From Italy, we travelled to France for pudding... French Epiphany Pastry. This is a recipe by Stéphane Reynaud from his book, 365 good reasons to sit down to eat. This pastry is certainly one good reason to sit down and eat. You only need minutes to assemble this pastry because the puff-pastry is store bought (lazily, I bought mine already rolled as well) and you only require a light stirring to make the almond-flavoured filling. Happy days!
This pastry is known as Galette de Rois in France. Eating the galette at the beginning of January is still a popular French tradition and an opportunity for friends and family to gather round the table. The galette normally contains a lucky charm (une fève), and whoever found the charm in their slice of cake becomes the king or queen and is given a golden paper clown.
French Epiphany Pastry
Recipe by Stéphane Reynaud
100 g grounds almonds
100 g sugar
100 g butter, melted
1 egg yolk, lightly beaten
bitter almond extract
2 sheets store-bought butter puff pastry, each cut into a round (mine's about 30 cm in diameter)
1 tablespoon icing sugar
1 lucky charm to hide in the cake (well, it's optional... just make sure it's nothing that'll melt in the oven)
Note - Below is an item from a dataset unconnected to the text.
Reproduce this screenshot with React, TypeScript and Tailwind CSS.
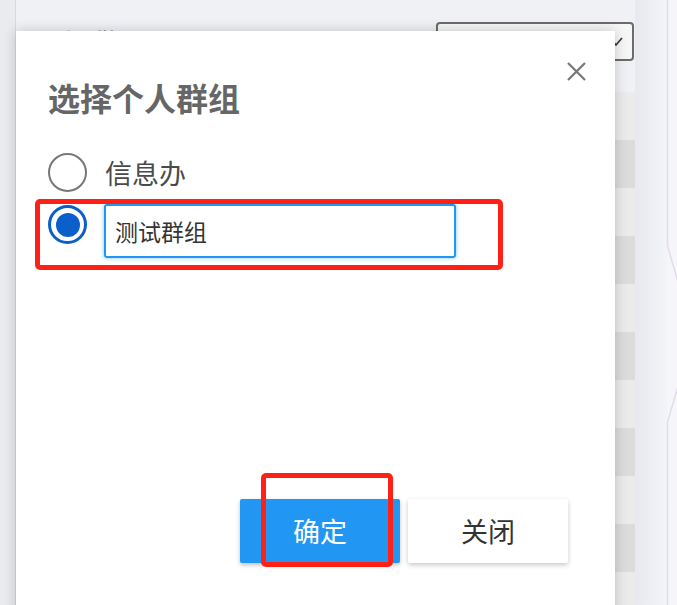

Combine the ground almonds with the sugar, butter and 2 eggs. Add a few drops of bitter almond extract. Place the almond cream in the centre of one pastry round. Moisten the edges with the beaten egg yolk using a pastry brush. Cover with the second pastry round. Press the edge so that the two pieces of pastry are sealed together well. Make a rosette pattern using a knife, starting from the centre, and brush with the egg yolk. Chill for 30 minutes*. Preheat the oven to 180 C, bake for 20 minutes, take it out of the oven and sprinkle with icing sugar. Bake for a further 5 minutes.
*Why chill it before putting it into the oven? So that the pastry solidifies a little and the flaky layers rise well.